Deep learning coordinate-free quantum chemistry
Matthew K Matlock, Max Hoffman, Na Le Dang, Dakota L. Folmsbee, Luke A. Langkamp, Geoffrey R. Hutchison, Neeraj Kumar, and S. Joshua Swamidass. “Deep learning coordinate-free quantum chemistry”
Computing quantum chemical properties of small molecules and polymers can provide in- sights valuable to physicists, chemists and biologists when designing new materials, catalysts, biological probes and drugs. Deep learning can compute quantum chemical properties accurately in a fraction of the time required by commonly used methods such as density functional theory (DFT). However, many of these deep learning architectures require energy minimized molecular geometries as input, which is also computationally expensive, and decreasing the reproducibility and throughput of these methods. In this study, we demonstrate that accurate quantum chemical computations can be performed without optimized geometries by operating in the coordinate-free domain using deep learning on graph encodings.

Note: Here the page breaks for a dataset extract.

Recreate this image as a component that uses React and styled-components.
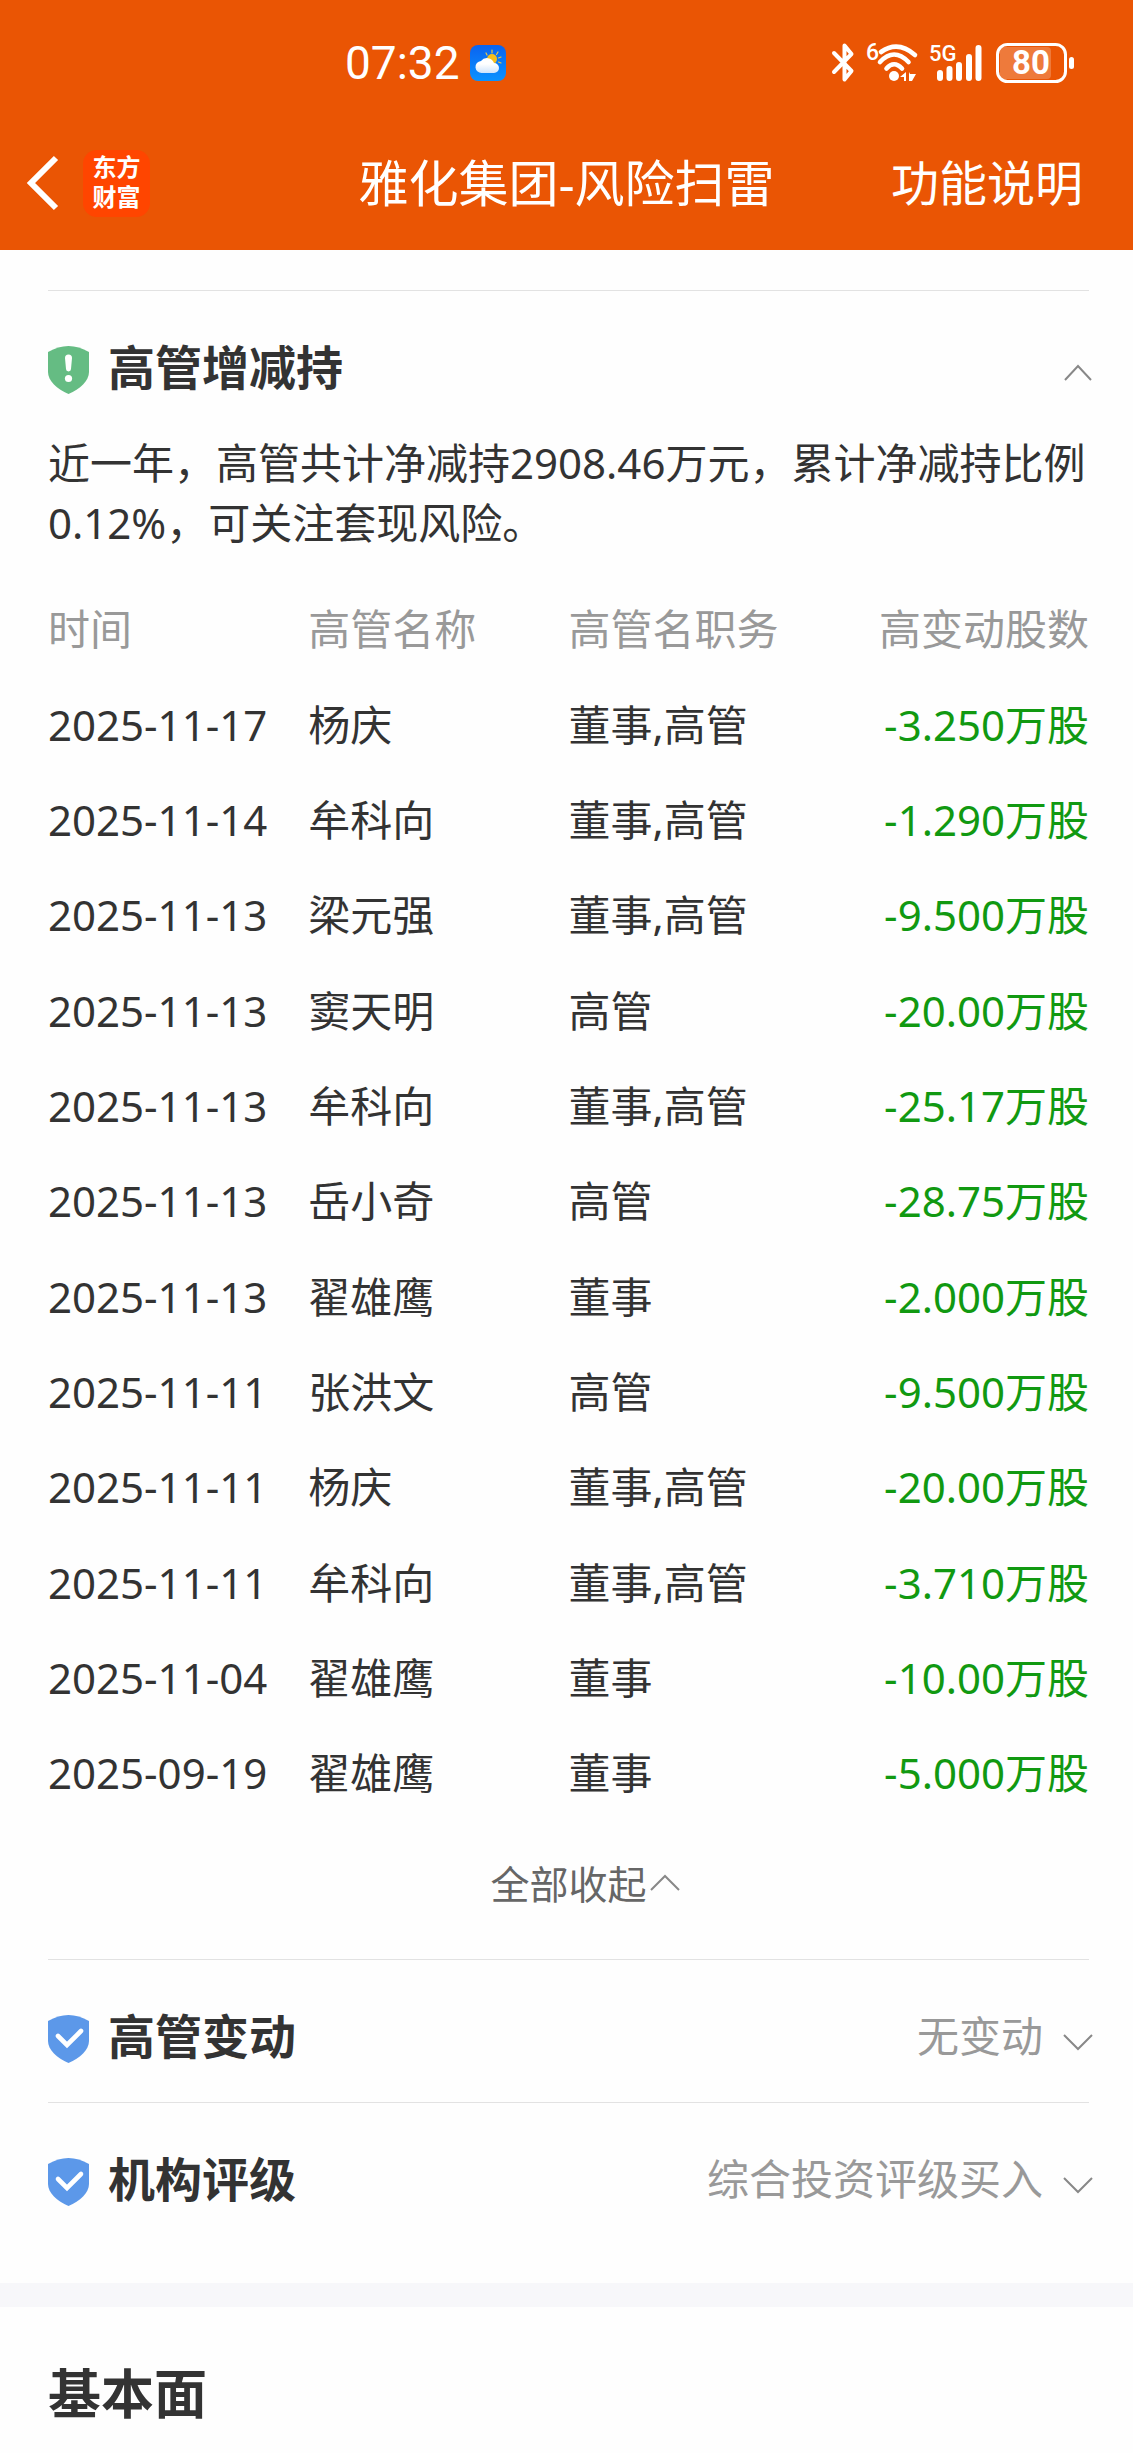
import { useState } from 'react';

/* Style */
import styled, { createGlobalStyle } from 'styled-components';

const records = [
  { date: '2025-11-17', name: '杨庆', job: '董事,高管', change: '-3.250万股' },
  { date: '2025-11-14', name: '牟科向', job: '董事,高管', change: '-1.290万股' },
  { date: '2025-11-13', name: '梁元强', job: '董事,高管', change: '-9.500万股' },
  { date: '2025-11-13', name: '窦天明', job: '高管', change: '-20.00万股' },
  { date: '2025-11-13', name: '牟科向', job: '董事,高管', change: '-25.17万股' },
  { date: '2025-11-13', name: '岳小奇', job: '高管', change: '-28.75万股' },
  { date: '2025-11-13', name: '翟雄鹰', job: '董事', change: '-2.000万股' },
  { date: '2025-11-11', name: '张洪文', job: '高管', change: '-9.500万股' },
  { date: '2025-11-11', name: '杨庆', job: '董事,高管', change: '-20.00万股' },
  { date: '2025-11-11', name: '牟科向', job: '董事,高管', change: '-3.710万股' },
  { date: '2025-11-04', name: '翟雄鹰', job: '董事', change: '-10.00万股' },
  { date: '2025-09-19', name: '翟雄鹰', job: '董事', change: '-5.000万股' },
];

/* Icons */
const WeatherIcon = () => (
  <svg width="36" height="36" viewBox="0 0 36 36" aria-hidden="true">
    <defs>
      <linearGradient id="sky" x1="0" y1="0" x2="0" y2="1">
        <stop offset="0" stopColor="#0a63f0" />
        <stop offset="1" stopColor="#0a92ff" />
      </linearGradient>
      <linearGradient id="cloud" x1="0" y1="0" x2="0" y2="1">
        <stop offset="0.4" stopColor="#ffffff" />
        <stop offset="1" stopColor="#cfe4fb" />
      </linearGradient>
    </defs>
    <rect width="36" height="36" rx="8" fill="url(#sky)" />
    <g stroke="#e8c84a" strokeWidth="1.2" strokeLinecap="round">
      <path d="M16 8l1 2M22 5v3M28 7l-1.500 2.500M31 12l-2.500 1M31 18l-2.500-1" />
    </g>
    <circle cx="22" cy="14" r="5" fill="#f7bf1c" />
    <path
      d="M12 28a6 6 0 0 1-1-12 7.500 7.500 0 0 1 13 2 5 5 0 0 1 0 10z"
      fill="url(#cloud)"
    />
  </svg>
);

const BluetoothIcon = () => (
  <svg width="22" height="40" viewBox="0 0 22 40" fill="none" stroke="#fff" strokeWidth="4" strokeLinecap="round" strokeLinejoin="round" aria-hidden="true">
    <path d="M2 10L19.500 28L12.500 36.500V2.500L19.500 11L2 29" />
  </svg>
);

const WifiIcon = () => (
  <svg width="52" height="40" viewBox="0 0 52 40" aria-label="WiFi 6" role="img">
    <SmallText x="0" y="17" fontSize="23">6</SmallText>
    <g fill="none" stroke="#fff" strokeWidth="4.600" strokeLinecap="round">
      <path d="M15 9Q32 -3 49 12" />
      <path d="M14 19Q28 4 42.500 19" />
      <path d="M20.500 25.500Q28 17 36 25.500" />
    </g>
    <circle cx="28" cy="33" r="5" fill="#fff" />
    <path d="M34 34l6-5v9h-2v-4zM43 29l1 2h6l-4 7h-3z" fill="#fff" />
  </svg>
);

const SignalIcon = () => (
  <svg width="53" height="40" viewBox="0 0 53 40" aria-label="5G" role="img">
    <SmallText x="-1" y="18" fontSize="22">5G</SmallText>
    <g stroke="#fff" strokeWidth="6" strokeLinecap="round">
      <path d="M10 30v5M19.500 26v9M29 22v13M39 14v21M48.500 5v30" />
    </g>
  </svg>
);

const BatteryIcon = () => (
  <svg width="79" height="40" viewBox="0 0 79 40" aria-label="电量 80" role="img">
    <rect x="5" y="4" width="51" height="32" rx="4" fill="#fff" fillOpacity="0.22" />
    <rect x="2.500" y="1.500" width="68" height="37" rx="10" fill="none" stroke="#fff" strokeWidth="3" />
    <rect x="74" y="14" width="5" height="12" rx="2.500" fill="#fff" />
    <BatteryText x="36" y="31" fontSize="33" textAnchor="middle">80</BatteryText>
  </svg>
);

const BackIcon = () => (
  <svg width="34" height="56" viewBox="0 0 34 56" fill="none" stroke="#fff" strokeWidth="6" aria-hidden="true">
    <path d="M30 3L5 28l25 25" />
  </svg>
);

const Shield = ({ warn }) => (
  <ShieldSvg viewBox="0 0 41 54" aria-hidden="true">
    <path
      d="M0 12Q20.500 0 41 12V32C41 41 32 49 20.500 54C9 49 0 41 0 32Z"
      fill={warn ? '#65bc83' : '#5c98e9'}
    />
    {warn ? (
      <g fill="#fff">
        <path d="M17 18a3.500 3.500 0 0 1 7 0l-1 11a2.500 2.500 0 0 1-5 0z" />
        <circle cx="20.500" cy="38.500" r="3.600" />
      </g>
    ) : (
      <path d="M10 27l9 9 14-14" fill="none" stroke="#fff" strokeWidth="4.600" strokeLinecap="round" />
    )}
  </ShieldSvg>
);

const Chevron = ({ up, inline }) => (
  <ChevronSvg viewBox="0 0 28 30" aria-hidden="true">
    <path d={inline ? 'M0 21L14 7L28 21' : up ? 'M1 28L14 14L27 28' : 'M0 14L14 28L28 14'} />
  </ChevronSvg>
);

const Section = ({ title, value, warn, open, onClick }) => (
  <SectionHead type="button" aria-expanded={open} onClick={onClick}>
    <Shield warn={warn} />
    <SectionTitle>{title}</SectionTitle>
    <SectionValue>{value}</SectionValue>
    <Chevron up={open} />
  </SectionHead>
);

const App = () => {
  const [open, setOpen] = useState(true);

  return (
    <>
      <GlobalStyle />
      <HeaderBox>
        <StatusBar>
          <ClockBox>
            <Clock>07:32</Clock>
            <WeatherIcon />
          </ClockBox>
          <StatusIcons>
            <BluetoothIcon />
            <WifiIcon />
            <SignalIcon />
            <BatteryIcon />
          </StatusIcons>
        </StatusBar>
        <NavBar>
          <NavLeft>
            <NavBtn type="button" aria-label="返回"><BackIcon /></NavBtn>
            <Logo>
              <span>东方</span>
              <span>财富</span>
            </Logo>
          </NavLeft>
          <NavTitle>雅化集团-风险扫雷</NavTitle>
          <NavLink href="#help">功能说明</NavLink>
        </NavBar>
      </HeaderBox>

      <main>
        <PrevSection />
        <Divider />
        <Section title="高管增减持" warn open={open} onClick={() => setOpen(!open)} />
        {open && (
          <Detail>
            <Summary>
              近一年，高管共计净减持2908.46万元，累计净减持比例0.12%，可关注套现风险。
            </Summary>
            <Table>
              <thead>
                <tr>
                  <Th scope="col">时间</Th>
                  <Th scope="col">高管名称</Th>
                  <Th scope="col">高管名职务</Th>
                  <Th scope="col" $right>高变动股数</Th>
                </tr>
              </thead>
              <tbody>
                {records.map((item, index) => (
                  <tr key={index}>
                    <Td>{item.date}</Td>
                    <Td>{item.name}</Td>
                    <Td>{item.job}</Td>
                    <Td $right>{item.change}</Td>
                  </tr>
                ))}
              </tbody>
            </Table>
            <FoldBtn type="button" onClick={() => setOpen(false)}>
              <FoldText>全部收起</FoldText>
              <Chevron up inline />
            </FoldBtn>
          </Detail>
        )}
        <Divider />
        <Section title="高管变动" value="无变动" open={false} />
        <Divider />
        <Section title="机构评级" value="综合投资评级买入" open={false} />
        <Band />
        <PartTitle>基本面</PartTitle>
      </main>
    </>
  );
}

const GlobalStyle = createGlobalStyle`
  * {
    box-sizing: border-box;
  }

  body {
    margin: 0;
    background-color: #fefefe;
    color: #333;
    font-family: "Noto Sans", "Noto Sans CJK SC", sans-serif;
    font-size: 42px;
    line-height: 60px;
  }

  button {
    border: 0;
    padding: 0;
    background: none;
    color: inherit;
    font: inherit;
    cursor: pointer;
  }

  svg {
    display: block;
    flex-shrink: 0;
    overflow: visible;
  }
`;

const HeaderBox = styled.header`
  background-color: #ea5504;
  color: #fff;
`;

const StatusBar = styled.div`
  height: 126px;
  padding: 0 59px 0 345px;
  display: flex;
  justify-content: space-between;
  align-items: center;
`;

const ClockBox = styled.div`
  display: flex;
  align-items: center;
  gap: 10px;
`;

const Clock = styled.span`
  font-family: Roboto, sans-serif;
  font-size: 46px;
`;

const StatusIcons = styled.div`
  display: flex;
  align-items: center;
  gap: 12px;
`;

const SmallText = styled.text`
  fill: #fff;
  font-family: Roboto, sans-serif;
  font-weight: 500;
`;

const BatteryText = styled(SmallText)`
  font-weight: 700;
`;

const NavBar = styled.nav`
  height: 124px;
  padding-bottom: 10px;
  display: grid;
  grid-template-columns: 1fr auto 1fr;
  align-items: center;
`;

const NavLeft = styled.div`
  padding-left: 26px;
  display: flex;
  align-items: center;
  gap: 23px;
`;

const NavBtn = styled.button`
  display: block;
`;

const Logo = styled.div`
  width: 67px;
  height: 67px;
  padding-bottom: 3px;
  display: flex;
  flex-direction: column;
  align-items: center;
  justify-content: center;
  border-radius: 14px;
  background-color: #ff4500;
  font-size: 24px;
  font-weight: 700;
  line-height: 30px;
`;

const NavTitle = styled.h1`
  margin: 0;
  font-size: 50px;
  font-weight: 400;
`;

const NavLink = styled.a`
  padding-right: 50px;
  color: #fff;
  font-size: 48px;
  text-align: right;
  text-decoration: none;
`;

const PrevSection = styled.div`
  height: 40px;
`;

const Divider = styled.hr`
  height: 1px;
  margin: 0 44px 0 48px;
  border: 0;
  background-color: #e2e2e2;
`;

const SectionHead = styled.button`
  width: 100%;
  padding: 46px 41px 36px 48px !important;
  display: flex;
  align-items: center;
  text-align: left;
`;

const ShieldSvg = styled.svg`
  width: 41px;
  height: 54px;
  margin-right: 19px;
`;

const SectionTitle = styled.span`
  font-size: 47px;
  font-weight: 700;
`;

const SectionValue = styled.span`
  margin-left: auto;
  margin-right: 21px;
  color: #999;
`;

const ChevronSvg = styled.svg`
  width: 28px;
  height: 30px;
  fill: none;
  stroke: #888;
  stroke-width: 2;
`;

const Detail = styled.div`
  padding: 0 44px 0 48px;
`;

const Summary = styled.p`
  margin: 0 0 28px;
`;

const Table = styled.table`
  width: 100%;
  height: 1240px;
  table-layout: fixed;
  border-collapse: collapse;
`;

const Td = styled.td`
  width: 25%;
  padding: 0;
  color: ${({ $right }) => ($right ? '#119911' : '#333')};
  text-align: ${({ $right }) => ($right ? 'right' : 'left')};
  white-space: nowrap;
`;

const Th = styled.th`
  width: 25%;
  height: 96px;
  padding: 0;
  color: #999;
  font-weight: 400;
  text-align: ${({ $right }) => ($right ? 'right' : 'left')};
  white-space: nowrap;
`;

const FoldBtn = styled.button`
  width: 100%;
  height: 138px;
  padding-bottom: 12px !important;
  display: grid;
  grid-template-columns: 1fr auto 1fr;
  align-items: center;
  column-gap: 4px;
  color: #666;
`;

const FoldText = styled.span`
  grid-column: 2;
  font-size: 39px;
`;

const Band = styled.div`
  height: 24px;
  margin-top: 38px;
  background-color: #f7f7fa;
`;

const PartTitle = styled.h2`
  margin: 0;
  padding: 57px 48px 29px;
  font-size: 53px;
  font-weight: 700;
`;

export default App;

We also find that the choice of graph-encoding architecture substantially affects the performance of these methods. The Wave architecture outperforms graph convolution architectures, particularly on complex molecules. Furthermore, the structures of these graph encoding architectures provide an opportunity to probe an important, outstanding question in quantum mechanics: What types of quantum chemical properties can be represented by local-variable models? We find that Wave, a local-variable model, more accurately calculates quantum chemical properties. Graph convolutional architectures require global variables, and are not as effective as as Wave. We anticipate that coordinate-free, deep-learning models of quantum chemistry will become valuable tools in chemistry and biology, enabling researchers to rapidly screen chemical databases or identify new molecules using automated, de-novo design algorithms.